Prior to convening, the justices explained to the students, who were from Ottawa-Glandorf as well as the other Putnam County high schools, that after hearing arguments from the lawyers, the justices would gather in a conference room — in this case the band room — to discuss the arguments.
The justices would take a tentative vote and decide who will write the opinion, then circulate a draft opinion. Additional discussion and writing is possible before the final opinion is issued.
The students had a chance to ask the justices about dissenting opinions, interesting or memorable cases and how they became justices.
Dissenting opinions don’t always have an effect, or if they do, it might not be for decades, Justice Patrick Fischer said. He gave the example of Plessy v. Ferguson being overturned by Brown v. Board of Education on the issue of public school segregation nearly 60 years later.
Justice Mary DeGenaro, who joined the court in January when she replaced Bill O’Neill, said some of her most interesting previous cases dealt with oil and gas issues, and that some of her dissenting opinions in that area were adopted by the state Supreme Court before she arrived.
Chief Justice Maureen O’Connor said “there’s no more serious case to deal with than the death penalty case, and I think all my colleagues would agree “¦ we make the decision, but it’s not over when you make the decision. That lingers with you. Death penalty cases, at least with me, they linger, because the facts are oftentimes horrific.”
The facts in a murder case have an impact, she said, adding that she can still remember details of those cases from when she joined the court in 2003.
Explaining her career path, Justice Sharon Kennedy said she originally wanted to be a police officer, and laughed when a high school teacher told her she could be a lawyer.
Through law enforcement, she met a lawyer and a judge for the first time, and realized their backgrounds weren’t what she had assumed.
“Their parents hadn’t gone to college. Their parents grew up in the Great Depression with very little. And they were able to succeed to go to college and then become a lawyer and then eventually a judge,” Kennedy said.
“The world is yours,” she told the students. “You are at an age and time where you can do anything.”
Lawyers then presented arguments in three cases.
The first, National Collegiate Athletic Association et al. v.
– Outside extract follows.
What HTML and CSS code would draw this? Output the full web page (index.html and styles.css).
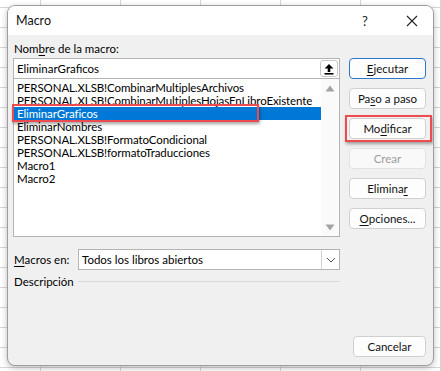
FILE: index.html
```html
<!DOCTYPE html>
<html lang="es">
<head>
<meta charset="utf-8">
<title>Macro</title>
<link rel="stylesheet" href="styles.css">
</head>
<body>
<div class="dialog">
  <div class="titlebar">
    <span class="title">Macro</span>
    <span class="help">?</span>
    <span class="close">
      <svg width="12" height="12" viewBox="0 0 12 12"><path d="M1 1 L11 11 M11 1 L1 11" stroke="#222" stroke-width="1.1" fill="none"/></svg>
    </span>
  </div>
  <div class="content">
    <div class="main">
      <div class="left">
        <div class="label">Nom<u>b</u>re de la macro:</div>
        <div class="namebox">
          <span class="nametext">EliminarGraficos</span>
          <span class="upbtn">
            <svg width="12" height="12" viewBox="0 0 12 12"><path d="M6 1 L10.5 5.5 L7.3 5.5 L7.3 9 L4.7 9 L4.7 5.5 L1.5 5.5 Z" fill="#000"/><rect x="1.5" y="10" width="9" height="1.6" fill="#000"/></svg>
          </span>
        </div>
        <div class="list">
          <div class="items">
            <div class="item">PERSONAL.XLSB!CombinarMultiplesArchivos</div>
            <div class="item">PERSONAL.XLSB!CombinarMultiplesHojasEnLibroExistente</div>
            <div class="item selected">EliminarGraficos</div>
            <div class="item">EliminarNombres</div>
            <div class="item">PERSONAL.XLSB!FormatoCondicional</div>
            <div class="item">PERSONAL.XLSB!formatoTraducciones</div>
            <div class="item">Macro1</div>
            <div class="item">Macro2</div>
          </div>
          <div class="scroll">
            <svg width="10" height="7" viewBox="0 0 10 7"><path d="M5 0.5 L9.5 6.5 L0.5 6.5 Z" fill="#a3a3a3"/></svg>
            <svg width="10" height="7" viewBox="0 0 10 7"><path d="M0.5 0.5 L9.5 0.5 L5 6.5 Z" fill="#a3a3a3"/></svg>
          </div>
          <div class="mark mark-list"></div>
        </div>
        <div class="macros-row">
          <span class="row-label"><u>M</u>acros en:</span>
          <div class="select">
            <span class="select-text">Todos los libros abiertos</span>
            <span class="drop">
              <svg width="10" height="6" viewBox="0 0 10 6"><path d="M1 1 L5 5 L9 1" stroke="#555" stroke-width="1" fill="none"/></svg>
            </span>
          </div>
        </div>
        <div class="desc-row">
          <span class="row-label">Descripción</span>
          <span class="rule"></span>
        </div>
      </div>
      <div class="right">
        <div class="btn default"><u>E</u>jecutar</div>
        <div class="btn">Pa<u>s</u>o a paso</div>
        <div class="btn-wrap">
          <div class="btn">Mo<u>d</u>ificar</div>
          <div class="mark mark-btn"></div>
        </div>
        <div class="btn disabled">Crear</div>
        <div class="btn">Elimina<u>r</u></div>
        <div class="btn"><u>O</u>pciones...</div>
      </div>
    </div>
    <div class="footer">
      <div class="btn cancel">Cancelar</div>
    </div>
  </div>
</div>
</body>
</html>
```

FILE: styles.css
```css
* { box-sizing: border-box; }
html, body { margin: 0; padding: 0; }
body {
  width: 441px;
  height: 371px;
  overflow: hidden;
  background-color: #ffffff;
  background-image:
    linear-gradient(to right, #d6d6d6 1px, transparent 1px),
    linear-gradient(to bottom, #d6d6d6 1px, transparent 1px);
  background-size: 80px 20px, 80px 20px;
  background-position: 40px 0, 0 7px;
  font-family: Lato, "Noto Sans", sans-serif;
  font-size: 11.5px;
  color: #000;
  padding: 5px 0 0 7px;
}
u { text-decoration: underline; text-underline-offset: 2px; }

.dialog {
  width: 427px;
  height: 361px;
  background: #f0f0f0;
  border: 1px solid #9c9c9c;
  border-radius: 8px;
  box-shadow: 0 2px 6px rgba(0,0,0,0.25);
  display: flex;
  flex-direction: column;
  overflow: hidden;
}
.titlebar {
  height: 29px;
  background: #ffffff;
  display: flex;
  align-items: center;
  padding-left: 8px;
  flex-shrink: 0;
}
.title { flex: 1; font-size: 12.5px; color: #111; }
.help { width: 12px; text-align: center; margin-right: 35px; font-size: 13px; color: #222; }
.close { width: 12px; height: 12px; display: flex; margin-right: 15px; }

.content {
  flex: 1;
  display: flex;
  flex-direction: column;
  padding: 6px 7px 8px 5px;
}
.main { display: flex; gap: 9px; }
.left { width: 327px; display: flex; flex-direction: column; }
.label { height: 16px; line-height: 16px; padding-left: 1px; }

.namebox {
  margin-top: 1px;
  height: 21px;
  background: #fff;
  border: 1px solid #b4b4b4;
  display: flex;
  align-items: center;
  padding-left: 3px;
  padding-right: 1px;
  position: relative;
  z-index: 1;
}
.nametext { flex: 1; }
.upbtn {
  width: 18px;
  height: 17px;
  border: 1px solid #c8c8c8;
  border-radius: 3px;
  background: #fff;
  display: flex;
  align-items: center;
  justify-content: center;
}

.list {
  margin-top: -1px;
  height: 159px;
  background: #fff;
  border: 1px solid #b4b4b4;
  display: flex;
  position: relative;
}
.items { width: 307px; padding-top: 2px; }
.item { height: 13px; line-height: 13px; padding-left: 3px; white-space: nowrap; overflow: hidden; letter-spacing: -0.1px; }
.item.selected { background: #0078d7; color: #fff; }
.scroll {
  flex: 1;
  background: #fafafa;
  display: flex;
  flex-direction: column;
  justify-content: space-between;
  align-items: center;
  padding: 6px 0 5px;
}

.mark {
  position: absolute;
  border: 2px solid #ec4b4f;
  box-shadow: 1px 2px 3px rgba(0,0,0,0.35);
  pointer-events: none;
}
.mark-list { left: -2px; top: 25px; width: 247px; height: 18px; }

.macros-row {
  margin-top: 12px;
  display: flex;
  align-items: center;
}
.row-label { width: 65px; padding-left: 1px; white-space: nowrap; }
.select {
  flex: 1;
  height: 21px;
  background: #fff;
  border: 1px solid #b4b4b4;
  display: flex;
  align-items: center;
  padding-left: 3px;
}
.select-text { flex: 1; }
.drop {
  width: 18px;
  height: 19px;
  border-left: 1px solid #d4d4d4;
  display: flex;
  align-items: center;
  justify-content: center;
}
.desc-row {
  margin-top: 3px;
  height: 16px;
  display: flex;
  align-items: center;
}
.rule { flex: 1; height: 1px; background: #d9d9d9; }

.right {
  width: 77px;
  margin-top: 17px;
  display: flex;
  flex-direction: column;
  gap: 9px;
}
.btn {
  height: 21px;
  background: #fdfdfd;
  border: 1px solid #d0d0d0;
  border-radius: 4px;
  display: flex;
  align-items: center;
  justify-content: center;
  color: #111;
}
.btn.default { border-color: #2b78c8; }
.btn.disabled { color: #9d9d9d; border-color: #e2e2e2; background: #f9f9f9; }
.btn-wrap { position: relative; }
.mark-btn { left: -4px; top: -3px; width: 87px; height: 27px; }

.footer { margin-top: auto; display: flex; justify-content: flex-end; }
.btn.cancel { width: 73px; }
```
Steven Schmitz et al., involves a now-deceased Notre Dame football player, Steven Schmitz, and his wife Yvette, who sued Notre Dame after Schmitz was diagnosed in 2012 with chronic traumatic encephalopathy (CTE).
Schmitz played football in the 1970s, and Notre Dame and the NCAA say the case was filed too late. The lawyer for Notre Dame and the NCAA argues that the 2012 diagnosis shouldn’t restart the statute of limitations that expired decades ago.
The Schmitzes’ lawyer argues that Schmitz didn’t know during his playing career that he was injured.
The second case, State of Ohio v. Darin K. Ireland, concerns a man who assaulted another man at a bar and says he did so while experiencing a blackout caused by PTSD.
The prosecution and defense disagree over whether Ireland needs to provide evidence that he acted involuntarily because of blacking out.
The issue in the third case, State of Ohio v. Jeffrey Bowshier, is whether a dispute over the value of forfeited property is frivolous.
Bowshier says it isn’t frivolous, and wants the court to order a new lawyer be appointed to continue his appeal.